President Obama started his first taped Christmas address in 2009 by saying “Hello everyone, and Merry Christmas.” In the seven years afterward, the former president mentioned the holiday in every Christmas Address, at press conferences, in front of the White House Christmas tree, at charity appearances, and while visiting his birth state, Hawaii. Indeed, MSNBC released a video of all the times President Obama said “Merry Christmas” during his tenure, to drive the point home.

Trump has been dragging out the “War on Christmas” bogeyman like a past-its-date Christmas tree since 2015 when he told supporters that if he became president, “we’re gonna be saying Merry Christmas at every store,” and suggested boycotting Starbucks for their plain red holiday cups. And Trump supporters have picked up on it: Fox News publicized the fact that Obama’s White House social secretary considered nixing the White House Nativity Scene as though it was evidence of an anti-Christianity conspiracy, even though the suggestion was shot down almost immediately. On Twitter, people accused President Obama of photoshopping the Nativity Scene into official photos.

But the evidence for a political anti-Christianity stance, now or during Obama’s tenure, is thinner than the chance of a white Christmas in Florida. Indeed, Christianity may be one of the few religions not under attack in 2017 America, where the president retweets videos from an anti-Muslim hate group and gives his support to Neo-Nazis who riot in the streets, shouting, “Jews will not replace us!”

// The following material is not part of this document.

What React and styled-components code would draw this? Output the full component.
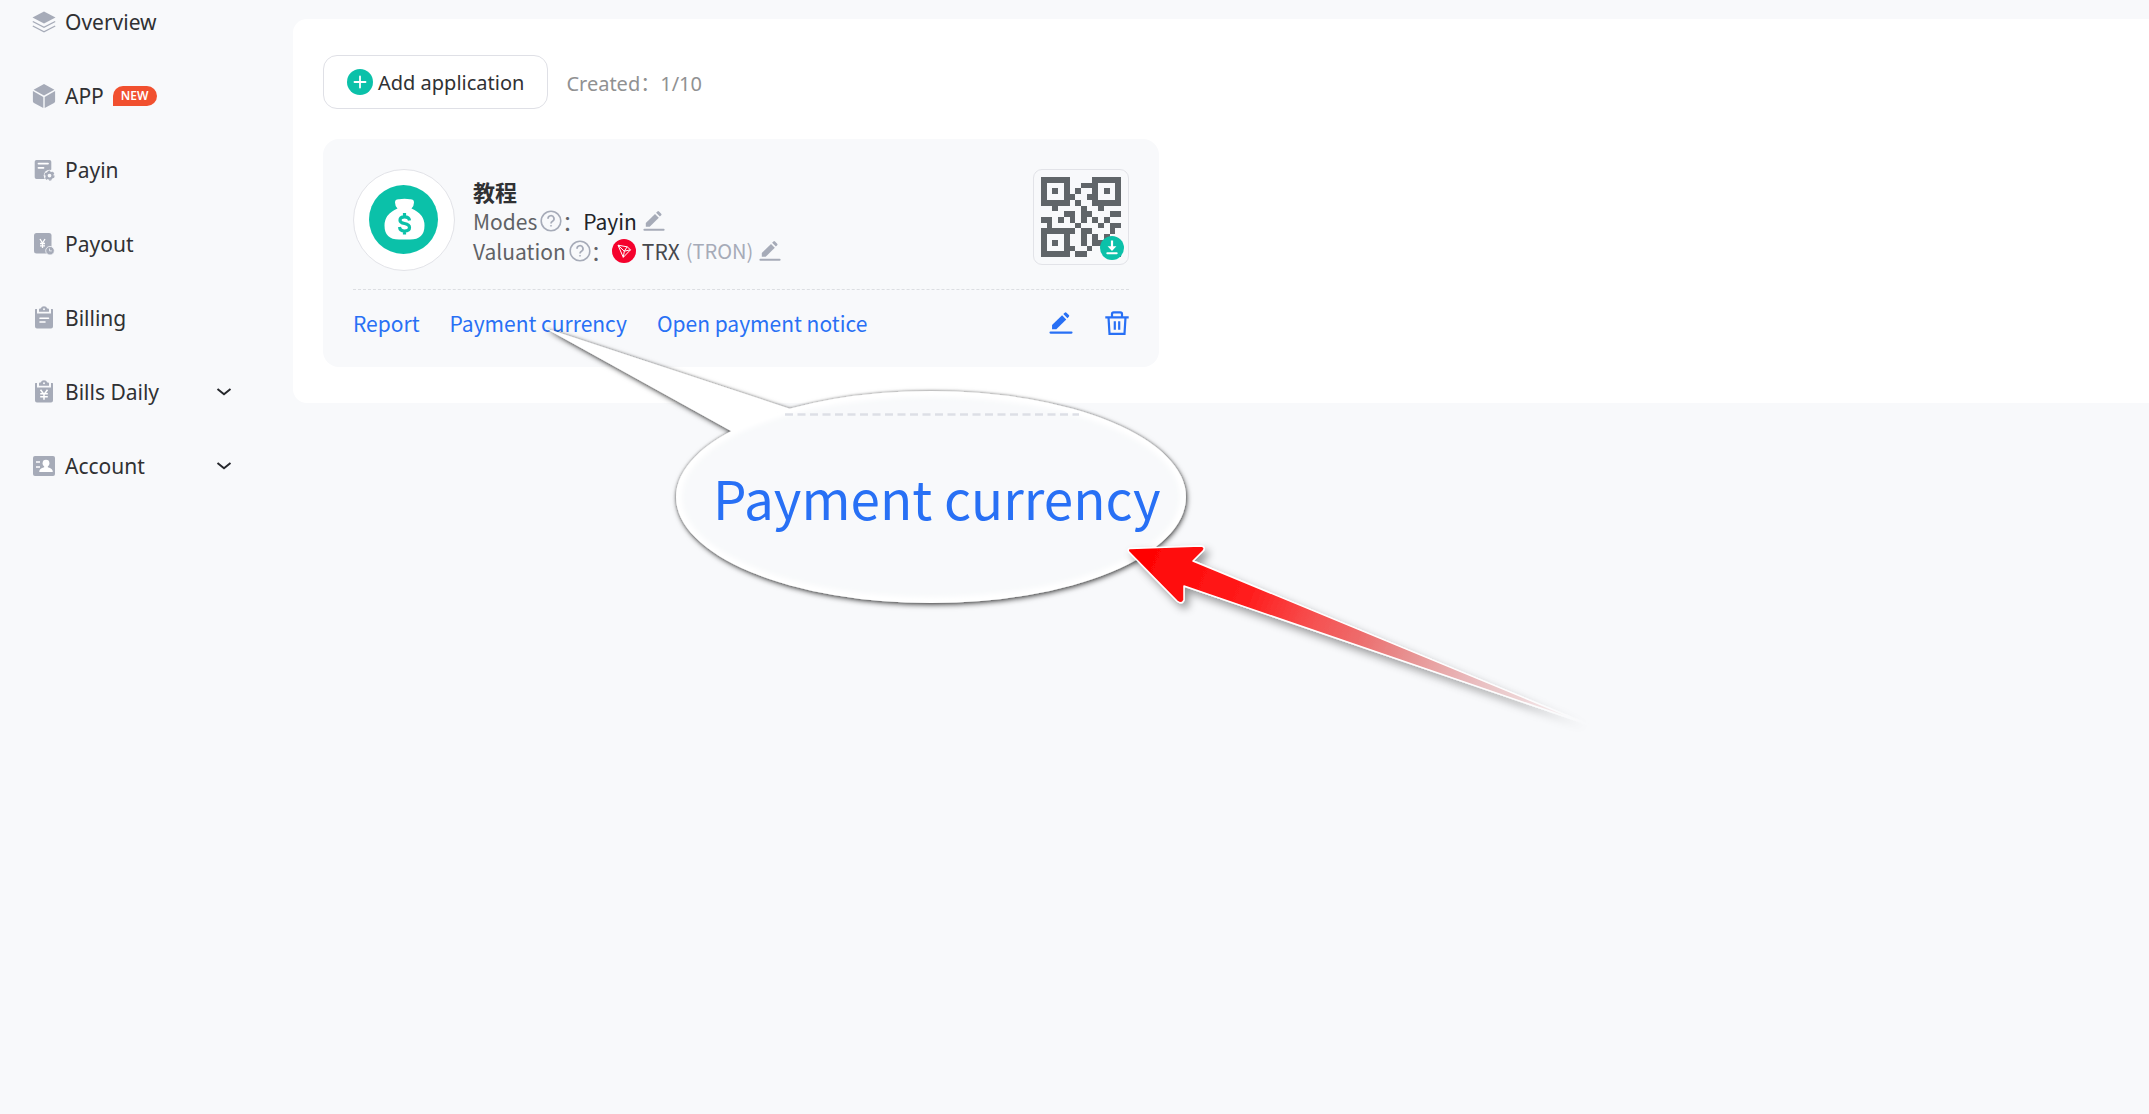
import React from "react";
import styled, { createGlobalStyle } from "styled-components";

const GlobalStyle = createGlobalStyle`
  * {
    box-sizing: border-box;
  }
  body {
    margin: 0;
    background-color: #f8f9fb;
    font-family: "Noto Sans", "Noto Sans CJK SC", sans-serif;
    font-size: 21px;
    color: #303133;
  }
  button {
    font: inherit;
    color: inherit;
    background: none;
    border: 0;
    padding: 0;
    cursor: pointer;
  }
  a {
    color: inherit;
    text-decoration: none;
  }
  svg {
    display: block;
    flex: none;
  }
`;

const LayersIcon = () => (
  <svg width="24" height="24" viewBox="0 0 24 24" fill="#a6abb8">
    <path d="M12 1.5 23.5 7.5 12 13.5.5 7.5z" />
    <path
      d="M.8 11.5 12 17.3l11.2-5.8M.8 16 12 21.8 23.2 16"
      fill="none"
      stroke="#a6abb8"
      strokeWidth="1.4"
    />
  </svg>
);

const CubeIcon = () => (
  <svg width="24" height="24" viewBox="0 0 24 24" fill="#a6abb8">
    <path d="M12 0 22.4 5.8 12 11.6 1.6 5.8z" />
    <path d="M.9 7.1 11.3 12.9V24L2 18.9Q.9 18.3.9 17.2z" />
    <path d="M23.1 7.1 12.7 12.9V24L22 18.9Q23.1 18.3 23.1 17.2z" />
  </svg>
);

const PayinIcon = () => (
  <svg width="24" height="24" viewBox="0 0 24 24">
    <path
      d="M4.5 2h13A1.8 1.8 0 0 1 19.3 3.8V11.5L13.5 16V21H4.5A1.8 1.8 0 0 1 2.7 19.2V3.8A1.8 1.8 0 0 1 4.5 2z"
      fill="#a6abb8"
    />
    <path d="M6.5 5.6h9.5M6.5 9.8h5" stroke="#fff" strokeWidth="1.8" strokeLinecap="round" />
    <circle cx="17.5" cy="17.6" r="5.8" fill="#f8f9fb" />
    <circle cx="17.5" cy="17.6" r="3" fill="none" stroke="#a6abb8" strokeWidth="2.2" />
    <circle
      cx="17.5"
      cy="17.6"
      r="4.4"
      fill="none"
      stroke="#a6abb8"
      strokeWidth="1.4"
      strokeDasharray="2.4 2.208"
    />
  </svg>
);

const PayoutIcon = () => (
  <svg width="24" height="24" viewBox="0 0 24 24">
    <rect x="2" y="1" width="17.5" height="20.5" rx="2.5" fill="#a6abb8" />
    <path
      d="M8 7l2.500 4L13 7M10.500 11v5M8 11.500h5M8 13.800h5"
      fill="none"
      stroke="#fff"
      strokeWidth="1.3"
    />
    <circle cx="18" cy="18.7" r="4.3" fill="#a6abb8" stroke="#f8f9fb" strokeWidth=".8" />
    <path d="M17.5 16.5v2.4h2.3" fill="none" stroke="#e4e7ed" strokeWidth="1" />
  </svg>
);

const ClipboardIcon = ({ yen }) => (
  <svg width="24" height="24" viewBox="0 0 24 24">
    <path
      d="M5 3v4.5h14V3h1.5Q21 3 21 3.8V20.5Q21 22.500 19 22.500H5Q3 22.500 3 20.500V3.800Q3 3 3.500 3z"
      fill="#a6abb8"
    />
    <path
      d="M7 5.8V3.5Q7 2.8 8 2.6H8.7Q9.5.3 12 .3T15.3 2.6H16Q17 2.8 17 3.5V5.8z"
      fill="#a6abb8"
    />
    <circle cx="12" cy="3.2" r="1" fill="#f8f9fb" />
    {yen ? (
      <path
        d="M8.500 9.800 12 14.500l3.500-4.700M12 14.500v5.300M8.200 13.800h7.600M8.200 16.800h7.600"
        fill="none"
        stroke="#fff"
        strokeWidth="1.5"
      />
    ) : (
      <path d="M8 12.2h8.500M8 16h5" stroke="#fff" strokeWidth="1.6" strokeLinecap="round" />
    )}
  </svg>
);

const AccountIcon = () => (
  <svg width="24" height="24" viewBox="0 0 24 24">
    <rect x="1" y="2" width="22" height="20" rx="2" fill="#a6abb8" />
    <path d="M4 8h4M4 13h4" stroke="#fff" strokeWidth="1.5" />
    <circle cx="14" cy="9.2" r="3.4" fill="#fff" />
    <path d="M12.2 11h3.6v2.3q5 .9 5 4.7H7.2q0-3.800 5-4.700z" fill="#fff" />
  </svg>
);

const ChevronIcon = () => (
  <svg width="16" height="16" viewBox="0 0 16 16">
    <path d="M1.5 5 8 10.2 14.5 5" fill="none" stroke="#26282c" strokeWidth="2" />
  </svg>
);

const PlusIcon = () => (
  <svg width="26" height="26" viewBox="0 0 26 26">
    <circle cx="13" cy="13" r="13" fill="#0bc1a9" />
    <path d="M13 7.5v11M7.5 13h11" stroke="#fff" strokeWidth="1.8" strokeLinecap="round" />
  </svg>
);

const MoneyBag = () => (
  <svg width="70" height="70" viewBox="0 0 70 70">
    <circle cx="34.5" cy="34.5" r="34.500" fill="#0bc1a9" />
    <path
      d="M28.5 23.5Q26 21 26 17.5Q26 14 30 14.2Q35.5 13.2 41 14.2Q45 14 45 17.5Q45 21 42.5 23.5Q55.5 29 55.5 40.5Q55.5 54.5 41 54.5H30Q15.5 54.5 15.5 40.5Q15.5 29 28.5 23.5z"
      fill="#fff"
    />
    <path
      d="M40.5 35.5Q40 31.8 35.5 31.8Q31 31.8 31 35.2Q31 37.6 35.5 38.5Q40.5 39.5 40.5 42.5Q40.5 46 35.5 46Q31 46 30.5 42M35.5 28v4M35.5 46v3.5"
      fill="none"
      stroke="#0bc1a9"
      strokeWidth="3.2"
    />
  </svg>
);

const HelpIcon = () => (
  <svg width="22" height="22" viewBox="0 0 22 22" fill="none" stroke="#a6abb8">
    <circle cx="11" cy="11" r="9.8" strokeWidth="1.6" />
    <path d="M8 8.8a3 3 0 1 1 4.500 2.500q-1.500.8-1.500 2.200" strokeWidth="1.7" />
    <circle cx="11" cy="15.8" r=".5" strokeWidth="1" />
  </svg>
);

const PenIcon = ({ color = "#a6abb8", size = 22 }) => (
  <svg width={size} height={size} viewBox="0 0 22 22" fill={color}>
    <path d="M2.800 16.800v-3.900L12 3.900l3.800 3.800-9.100 9.100z" />
    <path d="m13.100 2.800 1.300-1.300q.8-.8 1.600 0l2.200 2.200q.8.800 0 1.600l-1.300 1.300z" />
    <rect x=".4" y="18.8" width="21.2" height="2" rx="1" />
  </svg>
);

const TrashIcon = () => (
  <svg width="24" height="24" viewBox="0 0 24 24" fill="none" stroke="#2870f5" strokeWidth="2.2">
    <path d="M.3 6.300h23.400M3.500 6.300 4.500 22.800h15L20.500 6.300" />
    <path d="M7 6.300V3Q7 1.300 8.700 1.300h6.600Q17 1.300 17 3v3.300M9.800 10.200v8.500M14.200 10.200v8.500" />
  </svg>
);

const TronIcon = () => (
  <svg width="24" height="24" viewBox="0 0 24 24">
    <circle cx="12" cy="12" r="12" fill="#f5022d" />
    <path
      d="M6 6.2 15.2 7.8 18.5 10.8 11.3 18.3zM6 6.2 12.3 12.2 15.2 7.8M12.3 12.2 18.5 10.8M12.3 12.2 11.3 18.3"
      fill="none"
      stroke="#fff"
      strokeWidth="1"
      strokeLinejoin="round"
    />
  </svg>
);

const DownloadIcon = () => (
  <svg width="24" height="24" viewBox="0 0 24 24">
    <circle cx="12" cy="12" r="12" fill="#0bc1a9" />
    <path d="M10.9 4.5h2.2v5.7h3.3L12 15 7.6 10.2h3.3z" fill="#fff" />
    <path d="M7.3 17.3h9.4" stroke="#fff" strokeWidth="2" strokeLinecap="round" />
  </svg>
);

const qrRows = [
  "11111....11111",
  "1...1..111...1",
  "1.1.1.1..1.1.1",
  "1...11..11...1",
  "11111.1..11111",
  "..1....1..1...",
  "....11.11...11",
  "11.1.1.1.1.1..",
  ".1....1...1.11",
  "111111.11...1.",
  "1...1..1.1.1..",
  "1.1.1..1.11...",
  "1...11..1.....",
  "11111.11.....1",
];

const QrCode = () => (
  <svg width="80" height="80" viewBox="0 0 14 14" fill="#606569" shapeRendering="crispEdges">
    {qrRows.map((row, y) =>
      row.split("").map((cell, x) => cell === "1" && <rect key={`${x}-${y}`} x={x} y={y} width="1" height="1" />)
    )}
  </svg>
);

const menu = [
  { label: "Overview", icon: <LayersIcon /> },
  { label: "APP", icon: <CubeIcon />, isNew: true },
  { label: "Payin", icon: <PayinIcon /> },
  { label: "Payout", icon: <PayoutIcon /> },
  { label: "Billing", icon: <ClipboardIcon /> },
  { label: "Bills Daily", icon: <ClipboardIcon yen />, children: true },
  { label: "Account", icon: <AccountIcon />, children: true },
];

function App() {
  return (
    <Page>
      <GlobalStyle />
      <Sidebar>
        {menu.map((item) => (
          <MenuItem
            key={item.label}
            as={item.children ? "button" : "a"}
            href={item.children ? undefined : "#"}
          >
            {item.icon}
            <span>{item.label}</span>
            {item.isNew && <NewTag>NEW</NewTag>}
            {item.children && (
              <Arrow>
                <ChevronIcon />
              </Arrow>
            )}
          </MenuItem>
        ))}
      </Sidebar>
      <Main>
        <Panel>
          <Toolbar>
            <AddButton>
              <PlusIcon />
              Add application
            </AddButton>
            <Created>Created：1/10</Created>
          </Toolbar>
          <Card>
            <CardTop>
              <Avatar>
                <MoneyBag />
              </Avatar>
              <Info>
                <Name>教程</Name>
                <InfoRow>
                  <Label>
                    Modes
                    <HelpIcon />：
                  </Label>
                  <Value>
                    Payin
                    <IconButton aria-label="Edit modes">
                      <PenIcon />
                    </IconButton>
                  </Value>
                </InfoRow>
                <InfoRow>
                  <Label>
                    Valuation
                    <HelpIcon />：
                  </Label>
                  <Value>
                    <TronIcon />
                    <Coin>TRX</Coin>
                    <Chain>(TRON)</Chain>
                    <IconButton aria-label="Edit valuation">
                      <PenIcon />
                    </IconButton>
                  </Value>
                </InfoRow>
              </Info>
              <QrBox>
                <QrCode />
                <Download aria-label="Download code">
                  <DownloadIcon />
                </Download>
              </QrBox>
            </CardTop>
            <CardBottom>
              <CardLink href="#">Report</CardLink>
              <CardLink href="#">Payment currency</CardLink>
              <CardLink href="#">Open payment notice</CardLink>
              <Actions>
                <IconButton aria-label="Edit">
                  <PenIcon color="#2870f5" size={24} />
                </IconButton>
                <IconButton aria-label="Delete">
                  <TrashIcon />
                </IconButton>
              </Actions>
            </CardBottom>
          </Card>
        </Panel>
      </Main>
      <Callout>
        <svg width="1100" height="440" viewBox="530 310 1100 440">
          <defs>
            <filter id="bubbleShadow" x="-10%" y="-10%" width="120%" height="120%">
              <feDropShadow dx="0" dy="0" stdDeviation="1.5" floodColor="#000" floodOpacity=".4" />
              <feDropShadow dx="1" dy="2" stdDeviation="2.5" floodColor="#000" floodOpacity=".6" />
            </filter>
            <filter id="arrowShadow" x="-10%" y="-10%" width="120%" height="130%">
              <feDropShadow dx="4" dy="5" stdDeviation="4" floodColor="#000" floodOpacity=".4" />
            </filter>
            <filter id="soften">
              <feGaussianBlur stdDeviation="2" />
            </filter>
            <linearGradient
              id="arrowFill"
              gradientUnits="userSpaceOnUse"
              x1="1128"
              y1="549"
              x2="1590"
              y2="725"
            >
              <stop offset="0" stopColor="#ff0000" />
              <stop offset=".26" stopColor="#ff1c1c" />
              <stop offset=".4" stopColor="#f65050" />
              <stop offset=".6" stopColor="#e58686" />
              <stop offset=".8" stopColor="#e6bcbe" />
              <stop offset="1" stopColor="#f5dfe2" />
            </linearGradient>
            <linearGradient
              id="fade"
              gradientUnits="userSpaceOnUse"
              x1="1128"
              y1="549"
              x2="1590"
              y2="725"
            >
              <stop offset=".5" stopColor="#fff" />
              <stop offset=".85" stopColor="#fff" stopOpacity=".75" />
              <stop offset="1" stopColor="#fff" stopOpacity="0" />
            </linearGradient>
            <mask id="arrowMask" maskUnits="userSpaceOnUse" x="1100" y="520" width="530" height="230">
              <rect x="1100" y="520" width="530" height="230" fill="url(#fade)" />
            </mask>
            <clipPath id="bubbleClip">
              <ellipse cx="931" cy="497" rx="255" ry="106" />
            </clipPath>
          </defs>
          <g filter="url(#bubbleShadow)">
            <path d="M545 328 789 408.500 860 450 780 480 731 431z" fill="#fff" />
            <ellipse cx="931" cy="497" rx="255" ry="106" fill="#fff" />
          </g>
          <g clipPath="url(#bubbleClip)">
            <ellipse cx="931" cy="497" rx="249" ry="100" fill="#f8f9fb" filter="url(#soften)" />
            <path d="M785 414.500h294" stroke="#dddfe6" strokeWidth="2.5" strokeDasharray="8 4.5" />
          </g>
          <g mask="url(#arrowMask)">
            <path
              d="M1130 548.500 1201 546Q1206 547 1203 551L1193 561 1590 725 1184 586V600Q1182 605 1177 601L1129 552Q1127 549 1130 548.500z"
              fill="url(#arrowFill)"
              stroke="#fff"
              strokeWidth="1.5"
              strokeLinejoin="round"
              filter="url(#arrowShadow)"
            />
          </g>
        </svg>
        <CalloutText>Payment currency</CalloutText>
      </Callout>
    </Page>
  );
}

const Page = styled.div`
  position: relative;
  display: flex;
  min-height: 100vh;
  overflow: hidden;
`;

const Sidebar = styled.nav`
  display: flex;
  flex-direction: column;
  gap: 30px;
  width: 293px;
  flex: none;
  padding: 0 61px 0 32px;
`;

const MenuItem = styled.a`
  display: flex;
  align-items: center;
  gap: 9px;
  height: 44px;
  text-align: left;
`;

const NewTag = styled.span`
  height: 20px;
  padding: 0 8px;
  border-radius: 10px 10px 10px 0;
  background-color: #f1502f;
  color: #fff;
  font-size: 12px;
  font-weight: 600;
  line-height: 20px;
`;

const Arrow = styled.span`
  margin-left: auto;
`;

const Main = styled.main`
  flex: 1;
  min-width: 0;
  padding-top: 19px;
`;

const Panel = styled.section`
  padding: 36px 30px;
  border-radius: 14px 0 0 14px;
  background-color: #fff;
`;

const Toolbar = styled.div`
  display: flex;
  align-items: center;
  gap: 18px;
  margin-bottom: 30px;
`;

const AddButton = styled.button`
  && {
    display: flex;
    align-items: center;
    gap: 5px;
    height: 54px;
    padding: 0 23px;
    border: 1px solid #dfe0e6;
    border-radius: 14px;
    font-size: 20px;
  }
`;

const Created = styled.span`
  color: #909192;
  font-size: 20px;
`;

const Card = styled.article`
  width: 100%;
  max-width: 836px;
  padding: 30px 30px 28px;
  border-radius: 16px;
  background-color: #f8f9fb;
  font-family: "Noto Sans CJK SC", sans-serif;
`;

const CardTop = styled.div`
  display: flex;
  align-items: flex-start;
  padding-bottom: 18px;
  border-bottom: 1px dashed #dcdee2;
`;

const Avatar = styled.div`
  display: flex;
  align-items: center;
  justify-content: center;
  width: 102px;
  height: 102px;
  margin-right: 18px;
  border: 1px solid #e2e3e8;
  border-radius: 50%;
  background-color: #fff;
`;

const Info = styled.div`
  flex: 1;
  padding-top: 7px;
`;

const Name = styled.h3`
  margin: 0;
  font-size: 22px;
  font-weight: 700;
  line-height: 30px;
`;

const InfoRow = styled.div`
  display: flex;
  align-items: center;
  height: 30px;
  line-height: 30px;
`;

const Label = styled.span`
  display: flex;
  align-items: center;
  color: #606266;
  svg {
    margin-left: 3px;
  }
`;

const Value = styled.span`
  display: flex;
  align-items: center;
  gap: 6px;
  color: #222428;
`;

const Coin = styled.span`
  color: #46484d;
`;

const Chain = styled.span`
  color: #a6abb8;
  font-size: 20px;
`;

const IconButton = styled.button`
  display: flex;
`;

const QrBox = styled.div`
  position: relative;
  display: flex;
  align-items: center;
  justify-content: center;
  width: 96px;
  height: 96px;
  border: 1px solid #e2e3e8;
  border-radius: 9px;
`;

const Download = styled.button`
  position: absolute;
  right: 4px;
  bottom: 4px;
`;

const CardBottom = styled.div`
  display: flex;
  align-items: center;
  gap: 30px;
  height: 32px;
  margin-top: 17px;
`;

const CardLink = styled.a`
  color: #2870f5;
`;

const Actions = styled.div`
  display: flex;
  align-items: center;
  gap: 32px;
  margin-left: auto;
`;

// sits over the page and points at the payment currency link
const Callout = styled.div`
  position: absolute;
  top: 310px;
  left: 530px;
  pointer-events: none;
`;

const CalloutText = styled.span`
  position: absolute;
  top: 147px;
  left: 183px;
  color: #2870f5;
  font-family: "Noto Sans CJK SC", sans-serif;
  font-size: 53px;
  line-height: 80px;
  white-space: nowrap;
`;

export default App;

In the closing salvo of last week’s tax speech, President Trump promised America “a big, beautiful Christmas present” in the form of his new tax plan. The plan will raise taxes for the lowest income groups by 2027, and its greatest gains will go to the top 1 percent and the top 0.1 percent of American households. Whether or not you believe President Trump is making Christmas great again, he’s certainly redefining what it means.